In Chapter 5 of Free Culture, Lawrence Lessig lays out anecdotes and archetypes of all manner of piracy. The duplication of copyrighted CDs and DVDs in foreign markets is touched upon, but one of the main salient points is his defense of Peer-to-Peer file sharing networks, the groundbreaking networks and servers which made Section 512 absolutely necessary and the rulings on which still protect YouTube from harm.
One of Lessig’s major talking points is his attribution of the four archetypal uses of P2P networking: stealing music, sampling music before buying, access to abandonware or other copyrighted content that is no longer available by traditional means, and those who search for content that has no copyright or a Creative Commons license and is meant to be shared.
This is a highly utopian view of both P2P networking and the internet, but at the very least interesting to consider. Lessig goes on to discuss drops in CD sales and later Jack Valenti’s ridiculous claims about VCRs as “tapeworms,” just waiting to drive the industry down. If anything, the VCR and file-sharing networks both paved the way for the kind of content generation and also server networks that my final project will use and draw attention to.
This press release from YouTube briefly details their partnership with Universal Music Group (UMG), subsidiary of Vivendi Universal. In this groundbreaking strategic partnership, UMG agrees to make music videos whose rights they own viewable on YouTube. It also allows for YouTube users to utilize music from UMG’s extensive catalogs in their videos. In turn, YouTube agrees to remove from their site any content owned by UMG which they choose not to make available, and UMG and its artists will be compensated by YouTube for their properties being viewed on the site.
The document makes mention of the nature of the partnership: that is, a way for UMG to tap into the vast resource internet traffic, a way to assure that YouTube remains devoted to protecting their property, and lastly an embrace of contemporary convergence culture and the new consumer/prosumer drive towards user-generated content.
This is an interesting deal, especially considering the rampant speculation of YouTube running into problems with UMG just a month before this announcement and how, in the midst of the YouTube deal, UMG sued two other video sharing networks.
I reference this announcement because it, as well as YouTube’s agreement with Warner Music Group (which preceded this partnership) are primary evidence of a growing trend towards adoption of user-generated content models, and the willingness of media giants to begin the slow process of loosing content restrictions without direct payment by the consumer.
I reference specifically the Universal Music Group rather than the earlier Warner announcement because segments from my project will include property (video) that is owned by Vivendi Universal. While this announcement does not in any way justify the posting of my project on YouTube as a legal action, the existence of a link between the two companies is of note, and hopefully a sign that should property agreements expand, the video included in my project will one day be YouTube-licensed (keeping in mind that this is not likely, as the project will contain copyrighted material from additional companies.

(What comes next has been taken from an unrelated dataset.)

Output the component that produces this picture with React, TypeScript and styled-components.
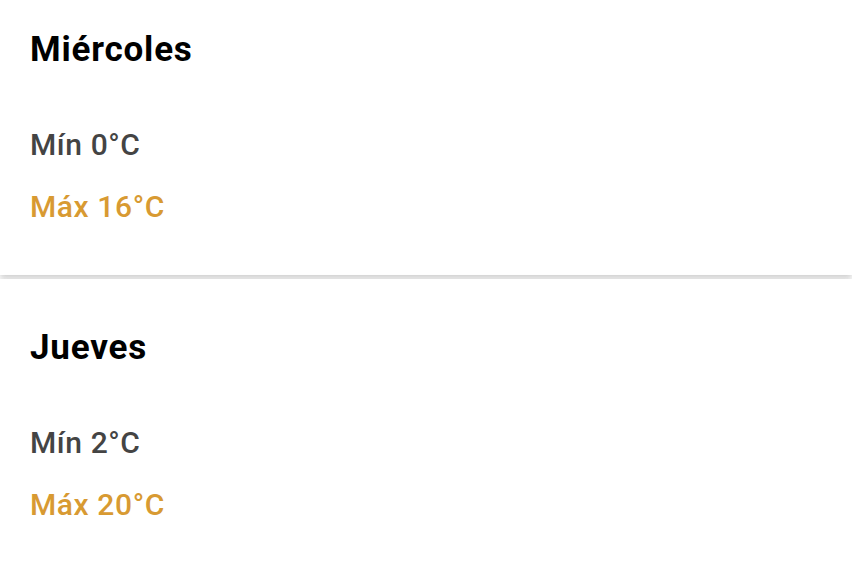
import React from "react";
import styled, { createGlobalStyle } from "styled-components";

const GlobalStyle = createGlobalStyle`
  html, body {
    margin: 0;
    padding: 0;
    background: #fff;
    font-family: Roboto, "Noto Sans", Arial, sans-serif;
  }
`;

// the view is scrolled a little, so the first card starts above the top edge
const ForecastList = styled.ul`
  list-style: none;
  margin: -19px 0 0;
  padding: 0;
  display: flex;
  flex-direction: column;
  gap: 4px;
`;

const DayCard = styled.li`
  background: #fff;
  box-shadow: 0 2px 6px rgba(0, 0, 0, 0.22);
  height: 294px;
  padding: 47px 30px 0;
  box-sizing: border-box;
  display: flex;
  flex-direction: column;
`;

const DayName = styled.h2`
  margin: 0 0 55px;
  font-size: 35px;
  font-weight: 700;
  line-height: 44px;
  color: #000;
  letter-spacing: 0.8px;
`;

const Temp = styled.div<{ $max?: boolean }>`
  font-size: 30px;
  font-weight: 500;
  line-height: 36px;
  margin-bottom: 26px;
  letter-spacing: 0.6px;
  color: ${(p) => (p.$max ? "#d89a32" : "#444")};
`;

const days = [
  { name: "Miércoles", min: 0, max: 16 },
  { name: "Jueves", min: 2, max: 20 },
];

export default function App() {
  return (
    <>
      <GlobalStyle />
      <ForecastList>
        {days.map((d) => (
          <DayCard key={d.name}>
            <DayName>{d.name}</DayName>
            <Temp>Mín {d.min}°C</Temp>
            <Temp $max>Máx {d.max}°C</Temp>
          </DayCard>
        ))}
      </ForecastList>
    </>
  );
}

This section of US Copyright law outlines violations of copyright-managed systems, such as bypassing digital rights management and producing a copy of a video in another format. This makes it illegal for consumers to bypass encryption that restricts content, for instance, to one device for purposes of moving the same content to another. The law also includes information on the Librarian of Congress’ selection of a class of bypassable works, exemption for educational institutions, and what construes technological violation of copyright encryption.
Section 1201 also states that no outstanding violations of this section will hinder a defendant’s fair use argument.
This section of US Copyright law is particularly salient as in order to create my project, I will be bypassing both DVD encryption codes and any DRM embedded into the music used for the piece.
These are both clear violations of Section 1201. However, were my project ever to come under copyright scrutiny, I would hope to find protection under this violation being carried out within an academic institution, for purposes of parody, and creating a transformative video which falls neatly under fair use exemption.
This is also important because for the vast majority of videos on YouTube that contain copyrighted content owned by major corporations, that content has been captured from a source which implemented digital rights management, and thus the uploaders have infringed upon Section 1201.
Wired’s recent YouTube article, YouTube vs. Boob Tube, does a good job of summarizing the important bits of YouTube culture for those who may have missed it up until this point. It begins as any good discussion of YouTube, by rattling off a large array of videos which are simply to be seen so that you can understand the fundamental concepts underlying YouTube
It continues to assert more of YouTube’s grassroots, consumer-generated flair, slowly beginning to delve into broader sociological concepts (writer Bob Garfield decides to bestow upon YouTube the moniker “monkey vision,” which is a name so outrageously “pompous social magazine writer attempting to coin the next phrase” that it is sure to be forgotten soon.
But beyond that, it does address some key issues with YouTube, such as its future. How can, for instance, YouTube truly keep afloat when all it has is ad revenue and the majority of its hits go through embedded content, not directly off of the site where the ads are?
Regardless, Hollywood types are shaking in their boots, and for good reason. As YouTube takes off, not only do they lose their stranglehold on the media market—as the article points out just a few years ago completely dominated by Hollywood—they lose ad revenue, and to top it all off, many of the videos on YouTube actually infringe upon content that they are creating.
The article, in general, seems to depict a two-pronged future for media. It raises two important questions: can YouTube capitalize on its success, or will it turn out to be a “useless” humanitarian endeavor? The second question is, literally and oddly enough, “will we ever be rid of Regis Philbin?”
Regardless, the future of YouTube still looks promising. We are still in the midst of a consumer culture-driven wave, and as the technology gets cheaper and cheaper, there is no sign of end.